Authorities warn about sex traffickers luring teens via gaming app, 7 arrested

St. Petersburg police are warning families to pay attention to their children following an eight-month-long investigation into human trafficking involving two teenaged boys.

On Monday afternoon, St. Petersburg police, along with Florida Attorney General Ashley Moody, announced the arrest of five men and a woman for human trafficking. Police said they charged Mark Earl Dennis and his husband Andrew Barry Dennis, Michael Ray Blasdel, JR Gauthier, Michael Wayne Schwartz and Eleanor Faye McGlamory with conspiracy to commit human trafficking and interference with custody.

Mark Dennis, Andrew Dennis, Blasdel and Gauthier are also charged with sexual battery with a child under 16.

Investigators were still looking for the seventh suspect, Curtis Lee Gruwell, who faces charges of human trafficking and interference with custody. But he turned himself in to police early Tuesday.

Police said they became aware of the case in May 2018 when Louisiana authorities reached out about a missing 17-year-old boy believed to be in St. Petersburg. Investigators said the child was lured away from his family through a gaming app called Discord, which allowed the suspects to talk directly to the child and arrange for him to be picked up from his home and brought to a mobile home on 24th Street North.

"That's scary, isn't it? And to think it was next door. It's sad. It really is," said Lois White, who lives next door to the house where the crime occurred.

When the 17-year-old boy arrived to the mobile home, police said four of the suspects were already living with and holding captive a 16-year-old boy for nearly a year. Investigators said the suspects had introduced him to sadomasochism and used him as a sex slave.

The 16-year-old had been lured from his Marion County home by an acquaintance of his family, McGlamory, who promised him a better life, police said. In May 2017, when he was 15 years old and went missing, the boy's mother found a note from her son saying not to look for him, investigators said.

Both children were removed from the mobile home in May 2018.

"You would not think that you live in Florida, it's an ideal place to live work and raise a family. We all know that, and yet we have the third highest incidents of human trafficking in the nation," said Ashley Moody, the attorney general of Florida and whose office is handling the case.

Investigators and victim advocates said it's very common for children to be lured by family, family friends, or through gaming apps and other social media apps into human trafficking.

"Traffickers and predators are using social media every single day to recruit children," said Natasha Nascimento, the founder and executive director of Redefining Refuge, a Tampa Bay organization that helps young trafficking victims.

Nascimento said parents need to know predators don't discriminate.

"We've had children in our program who are born and raised sort of in foster care unfortunately, and we've had kids in our program from seven-figure households where they have parents who are physicians.
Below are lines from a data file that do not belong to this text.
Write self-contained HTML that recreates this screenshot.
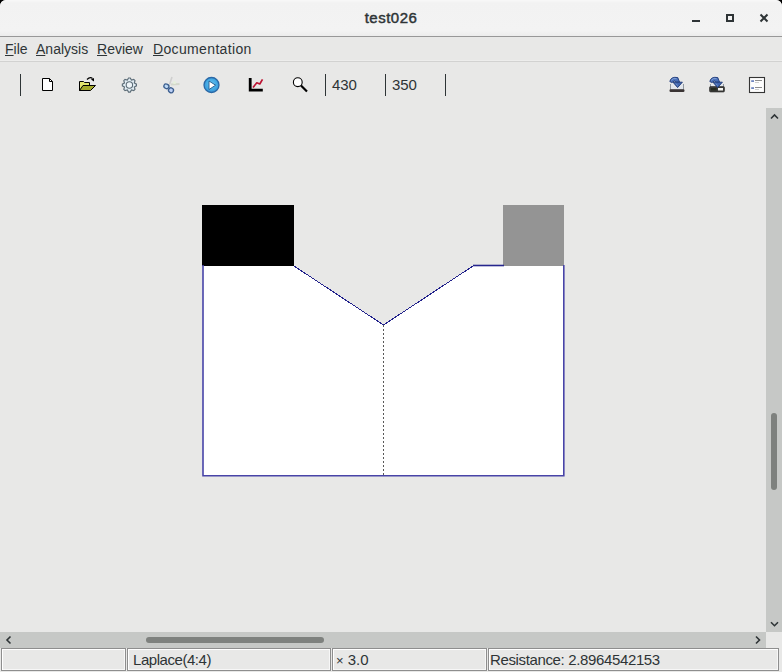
<!DOCTYPE html>
<html><head><meta charset="utf-8">
<style>
html,body{margin:0;padding:0;}
body{width:782px;height:672px;overflow:hidden;position:relative;background:#000;font-family:"Liberation Sans",sans-serif;}
.abs{position:absolute;}
#win{position:absolute;left:0;top:0;width:782px;height:672px;background:#e8e8e7;border-radius:6px 6px 0 0;overflow:hidden;}
#title{position:absolute;left:0;top:0;width:782px;height:36px;background:linear-gradient(#f8f8f8 0px,#f2f2f2 3px,#f3f3f3 31px,#ececec 36px);border-bottom:1px solid #989898;}
#title .t{position:absolute;left:0;width:782px;top:9px;text-align:center;font-weight:normal;-webkit-text-stroke:0.45px #2e3436;letter-spacing:0.5px;font-size:15px;color:#2e3436;line-height:17px;}
#menu{position:absolute;left:0;top:37px;width:782px;height:24px;background:#e8e8e7;border-bottom:1px solid #d2d2d1;box-shadow:inset 0 -1px 0 #ededec;}
#menu span{position:absolute;top:4px;font-size:14px;line-height:16px;color:#2e3436;}
#menu u{text-decoration:underline;text-underline-offset:1px;}
.sep{position:absolute;width:1px;background:#2e3436;top:74px;height:22px;}
.tbtxt{position:absolute;top:76px;font-size:15px;letter-spacing:-0.1px;line-height:17px;color:#2e3436;}
#vs{position:absolute;left:766px;top:108px;width:16px;height:524px;background:#c6c8c6;}
#hs{position:absolute;left:0;top:632px;width:766px;height:16px;background:#c6c8c6;}
.thumb{position:absolute;background:#7e817e;border-radius:3px;}
.fld{position:absolute;top:648px;height:21px;border:1px solid #8e8e8e;box-shadow:inset 1px 1px 0 #fff,inset -1px -1px 0 #f7f7f7;background:#e8e8e7;box-sizing:content-box;}
.fld span{position:absolute;top:2px;font-size:15px;line-height:17px;color:#2e3436;white-space:nowrap;}
</style></head><body>
<div id="win">
  <div id="title"><div class="t">test026</div>
    <div class="abs" style="left:692px;top:20px;width:8px;height:2px;background:#2e3436;"></div>
    <div class="abs" style="left:726px;top:14px;width:4px;height:4px;border:2px solid #2e3436;"></div>
    <svg class="abs" style="left:758px;top:12px" width="12" height="12" viewBox="0 0 12 12"><path d="M2.5 2.5L9.5 9.5M9.5 2.5L2.5 9.5" stroke="#2e3436" stroke-width="2"/></svg>
  </div>
  <div id="menu">
    <span style="left:5px"><u>F</u>ile</span>
    <span style="left:36px"><u>A</u>nalysis</span>
    <span style="left:97px"><u>R</u>eview</span>
    <span style="left:153px;letter-spacing:0.35px"><u>D</u>ocumentation</span>
  </div>
  <!-- toolbar -->
  <div class="sep" style="left:20px"></div>
  <div class="sep" style="left:325px"></div>
  <div class="sep" style="left:385px"></div>
  <div class="sep" style="left:445px"></div>
  <div class="tbtxt" style="left:332px">430</div>
  <div class="tbtxt" style="left:392px">350</div>


  <!-- icons -->
  <svg class="abs" style="left:0;top:60px" width="782" height="48" viewBox="0 60 782 48">
    <!-- new file -->
        <path d="M42.5 78.5H49.5L52.5 81.5V90.5H42.5Z" fill="#fff" stroke="#000" stroke-width="1"/>
    <path d="M49.5 78.5V81.5H52.5" fill="none" stroke="#000" stroke-width="1"/>
    <!-- open folder -->
        <path d="M79.5 90.5V81.5H83.5L84.5 82.5H89.5V85.5H83.5L80.5 90.5Z" fill="#e3e66e" stroke="#000" stroke-width="1"/>
    <path d="M79.5 90.5L83 85.5H95.5L90.5 90.5Z" fill="#a4a92b" stroke="#000" stroke-width="1"/>
    <path d="M87 79.5Q90 76.5 92.5 78.5" fill="none" stroke="#000" stroke-width="1.2"/>
    <path d="M91 79.5L94 78L94 81.5Z" fill="#000"/>
    <!-- gear -->
    <g transform="translate(129.4 85)">
      <path d="M-0.85 -7.05L0.85 -7.05L2.03 -4.90L4.38 -5.59L5.59 -4.38L4.90 -2.03L7.05 -0.85L7.05 0.85L4.90 2.03L5.59 4.38L4.38 5.59L2.03 4.90L0.85 7.05L-0.85 7.05L-2.03 4.90L-4.38 5.59L-5.59 4.38L-4.90 2.03L-7.05 0.85L-7.05 -0.85L-4.90 -2.03L-5.59 -4.38L-4.38 -5.59L-2.03 -4.90Z" fill="#e2edf4" stroke="#5d6d78" stroke-width="1.15"/>
      <circle r="3.2" fill="#edf4f8" stroke="#5d6d78" stroke-width="1.1"/>
    </g>
    <!-- scissors -->
    <path d="M169.5 84.5L172 77" stroke="#cfcfcf" stroke-width="1.6"/>
    <path d="M171 84.5L179.5 84" stroke="#d4d8cc" stroke-width="1.8"/>
    <circle cx="174.5" cy="82.5" r="1.6" fill="#e6f0dc"/>
    <ellipse cx="166.4" cy="86.3" rx="2.6" ry="2.2" transform="rotate(30 166.4 86.3)" fill="#bcd8f4" stroke="#3d5f8f" stroke-width="1.3"/>
    <ellipse cx="171" cy="90.3" rx="2.5" ry="2.4" transform="rotate(30 171 90.3)" fill="#bcd0f6" stroke="#3d5f8f" stroke-width="1.3"/>
    <!-- play -->
    <defs><radialGradient id="pg" cx="0.5" cy="0.45" r="0.55"><stop offset="0" stop-color="#6cc4f0"/><stop offset="0.7" stop-color="#3fa6e2"/><stop offset="1" stop-color="#3a8fd0"/></radialGradient></defs>
    <circle cx="211.5" cy="85" r="7.5" fill="url(#pg)" stroke="#2a68a6" stroke-width="1.3"/>
    <path d="M209 81L215.6 85.2L209 89.5Z" fill="#fff" stroke="#1f5a8e" stroke-width="0.9" stroke-linejoin="round"/>
    <!-- chart -->
    <path d="M250.2 78V90.2H262.8" fill="none" stroke="#000" stroke-width="2.8"/>
    <path d="M253 87.5L256.8 82.8L259.8 84L262.5 79.3" fill="none" stroke="#bd1433" stroke-width="1.7" stroke-linejoin="round"/>
    <!-- magnifier -->
    <circle cx="297.8" cy="82.2" r="4.4" fill="#fff" stroke="#000" stroke-width="1.1"/>
    <path d="M301 85.5L307 91.5" stroke="#000" stroke-width="2.2"/>
    <!-- import 1 -->
    <path d="M670.5 84V90H683.5V84" fill="#e2e6ec" stroke="#9098a0" stroke-width="1"/>
    <rect x="669.5" y="89.3" width="15" height="2.7" rx="1.2" fill="#3a3434"/>
    <path d="M669.8 81.5Q671 76.2 677.8 77.6L679.6 82.2L676.4 82.2Q675 79.6 671.8 82.6Z" fill="#4a70b8" stroke="#1e3a78" stroke-width="0.9" stroke-linejoin="round"/>
    <path d="M673 82.2H682.4L677.6 87.6Z" fill="#4166ae" stroke="#1e3a78" stroke-width="0.9" stroke-linejoin="round"/>
    <path d="M671.2 80.4Q673 77.8 676.6 78.6" fill="none" stroke="#9cb8e6" stroke-width="0.7"/>
    <path d="M676 83.6L677.6 85.6" fill="none" stroke="#8aa8dc" stroke-width="0.7"/>
    <!-- import 2 -->
    <path d="M710.5 84V90H723.5V84" fill="#e2e6ec" stroke="#9098a0" stroke-width="1"/>
    <rect x="709.5" y="86.5" width="15" height="5.5" rx="1.2" fill="#3a3a38" stroke="#2a2a28" stroke-width="0.6"/>
    <rect x="718" y="88" width="5" height="2.5" fill="#f4f4f0"/>
    <rect x="711" y="88" width="5.5" height="2.5" fill="#252a20"/>
    <path d="M709.8 81.5Q711 76.2 717.8 77.6L719.6 82.2L716.4 82.2Q715 79.6 711.8 82.6Z" fill="#4a70b8" stroke="#1e3a78" stroke-width="0.9" stroke-linejoin="round"/>
    <path d="M713 82.2H722.4L717.6 87.6Z" fill="#4166ae" stroke="#1e3a78" stroke-width="0.9" stroke-linejoin="round"/>
    <path d="M711.2 80.4Q713 77.8 716.6 78.6" fill="none" stroke="#9cb8e6" stroke-width="0.7"/>
    <path d="M716 83.6L717.6 85.6" fill="none" stroke="#8aa8dc" stroke-width="0.7"/>
    <!-- form -->
    <rect x="749.5" y="77.5" width="15" height="15" fill="#fdfdfd" stroke="#353535" stroke-width="1.1"/>
    <rect x="751.2" y="80.2" width="2.8" height="1.8" fill="#6f86bf"/>
    <rect x="751.2" y="87.2" width="2.8" height="1.8" fill="#6f86bf"/>
    <rect x="755" y="80" width="7" height="1" fill="#8c8c8c"/>
    <rect x="755" y="82" width="4" height="1" fill="#cfcfcf"/>
    <rect x="755" y="87" width="7" height="1" fill="#8c8c8c"/>
    <rect x="755" y="89" width="4" height="1" fill="#cfcfcf"/>
  </svg>

  <!-- canvas drawing -->
  <svg class="abs" style="left:0;top:108px" width="766" height="524" viewBox="0 108 766 524">
    <polygon points="203,266 294,266 383.5,325 473,266 564,266 564,476 203,476" fill="#fff"/>
    <rect x="202" y="205" width="92" height="61" fill="#000"/>
    <rect x="503" y="205" width="61" height="61" fill="#949494"/>
    <polyline points="203,265 203,475.8 563.8,475.8 563.8,265" fill="none" stroke="#4844a8" stroke-width="1.6"/>
    <polyline points="294,266 383.5,325 473,266" fill="none" stroke="#22228c" stroke-width="1" shape-rendering="crispEdges"/>
    <line x1="473" y1="265.5" x2="504" y2="265.5" stroke="#26268e" stroke-width="1.6"/>
    <line x1="383.5" y1="325" x2="383.5" y2="475" stroke="#585858" stroke-width="1" stroke-dasharray="2,2"/>
  </svg>

  <div id="vs">
    <div class="thumb" style="left:5px;top:305px;width:6px;height:77px;"></div>
    <svg class="abs" style="left:0;top:0" width="16" height="16"><path d="M5 10.5L8.5 7L12 10.5" fill="none" stroke="#2e3436" stroke-width="1.6"/></svg>
    <svg class="abs" style="left:0;top:508px" width="16" height="16"><path d="M5 6.2L8.5 9.7L12 6.2" fill="none" stroke="#2e3436" stroke-width="1.6"/></svg>
  </div>
  <div id="hs">
    <div class="thumb" style="left:146px;top:5px;width:178px;height:6px;"></div>
    <svg class="abs" style="left:0;top:0" width="16" height="16"><path d="M10.5 4.5L7 8L10.5 11.5" fill="none" stroke="#2e3436" stroke-width="1.6"/></svg>
    <svg class="abs" style="left:750px;top:0" width="16" height="16"><path d="M6 4.5L9.5 8L6 11.5" fill="none" stroke="#2e3436" stroke-width="1.6"/></svg>
  </div>

  <!-- status -->
  <div class="fld" style="left:1px;width:123px"></div>
  <div class="fld" style="left:127px;width:202px"><span style="left:5px;letter-spacing:-0.45px">Laplace(4:4)</span></div>
  <div class="fld" style="left:332px;width:153px"><span style="left:3px"><span style="position:static;font-size:13px">×</span> 3.0</span></div>
  <div class="fld" style="left:488px;width:289px"><span style="left:1px;letter-spacing:-0.36px">Resistance: 2.8964542153</span></div>
</div>
</body></html>
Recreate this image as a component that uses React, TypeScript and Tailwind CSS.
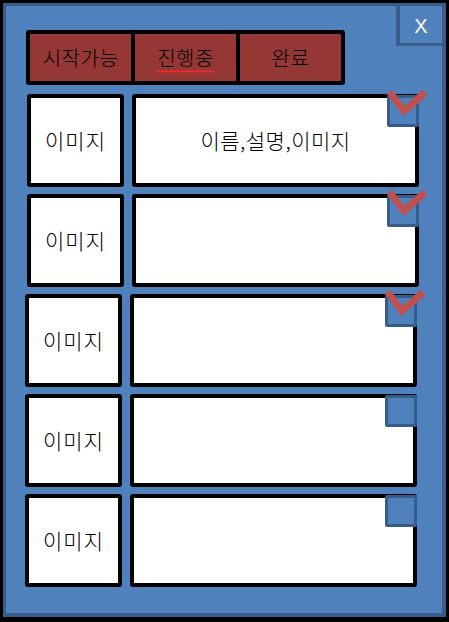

So, no child is exempt," said Nascimento.

The 17-year-old boy was sent back home to Louisiana, and the 16-year-old boy is at a Florida safe house getting the help he needs.

As a result of this investigation, law enforcement and victim advocates stressed how important it is to pay attention to who your children talk to in real life and online.

Police said it's possible there are more victims and there could be more arrests. They said the investigation is ongoing.